-- start of Given material --

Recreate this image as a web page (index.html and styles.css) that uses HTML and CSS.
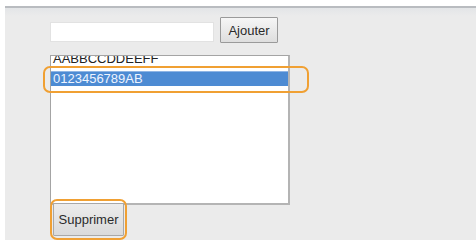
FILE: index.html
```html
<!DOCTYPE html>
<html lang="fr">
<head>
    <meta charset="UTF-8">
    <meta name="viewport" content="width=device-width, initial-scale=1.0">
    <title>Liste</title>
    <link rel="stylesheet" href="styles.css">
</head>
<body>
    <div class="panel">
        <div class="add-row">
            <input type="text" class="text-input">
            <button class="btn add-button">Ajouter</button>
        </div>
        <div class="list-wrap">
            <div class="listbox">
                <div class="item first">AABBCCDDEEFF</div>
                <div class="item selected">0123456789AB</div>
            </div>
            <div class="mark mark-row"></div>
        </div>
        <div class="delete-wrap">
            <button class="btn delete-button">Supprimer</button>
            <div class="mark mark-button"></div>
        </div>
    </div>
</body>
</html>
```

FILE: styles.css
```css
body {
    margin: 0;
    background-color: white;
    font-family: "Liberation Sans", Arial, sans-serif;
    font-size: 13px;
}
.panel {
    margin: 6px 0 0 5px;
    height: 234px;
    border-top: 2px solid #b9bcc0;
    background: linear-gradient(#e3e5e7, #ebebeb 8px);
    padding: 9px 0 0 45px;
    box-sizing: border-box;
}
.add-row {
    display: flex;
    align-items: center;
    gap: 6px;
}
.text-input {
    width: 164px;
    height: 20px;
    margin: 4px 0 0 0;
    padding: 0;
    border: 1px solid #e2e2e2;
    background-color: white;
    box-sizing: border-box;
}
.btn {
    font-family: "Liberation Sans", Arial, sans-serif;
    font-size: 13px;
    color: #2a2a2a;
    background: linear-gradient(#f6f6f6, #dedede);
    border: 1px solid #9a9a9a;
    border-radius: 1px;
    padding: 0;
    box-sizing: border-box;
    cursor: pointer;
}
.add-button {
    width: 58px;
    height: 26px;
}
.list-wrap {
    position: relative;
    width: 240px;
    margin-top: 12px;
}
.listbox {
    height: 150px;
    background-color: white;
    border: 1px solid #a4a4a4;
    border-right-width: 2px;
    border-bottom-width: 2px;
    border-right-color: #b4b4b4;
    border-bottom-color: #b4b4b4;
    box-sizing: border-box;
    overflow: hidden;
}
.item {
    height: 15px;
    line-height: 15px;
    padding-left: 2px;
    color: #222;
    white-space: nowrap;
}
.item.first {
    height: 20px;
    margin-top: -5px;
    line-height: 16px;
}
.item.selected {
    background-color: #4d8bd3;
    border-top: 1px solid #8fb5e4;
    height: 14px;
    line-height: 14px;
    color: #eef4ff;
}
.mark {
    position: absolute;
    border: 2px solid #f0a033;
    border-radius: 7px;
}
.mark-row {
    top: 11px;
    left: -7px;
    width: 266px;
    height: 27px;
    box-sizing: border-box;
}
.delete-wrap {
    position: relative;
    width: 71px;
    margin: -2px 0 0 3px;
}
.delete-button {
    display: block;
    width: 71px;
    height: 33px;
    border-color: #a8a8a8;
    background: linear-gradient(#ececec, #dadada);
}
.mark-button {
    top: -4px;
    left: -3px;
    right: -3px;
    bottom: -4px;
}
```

-- end of Given material --

--- Given exercise ---
Pull out every line in the material above where "index" occurs.

--- Worked answer ---
Recreate this image as a web page (index.html and styles.css) that uses HTML and CSS.
FILE: index.html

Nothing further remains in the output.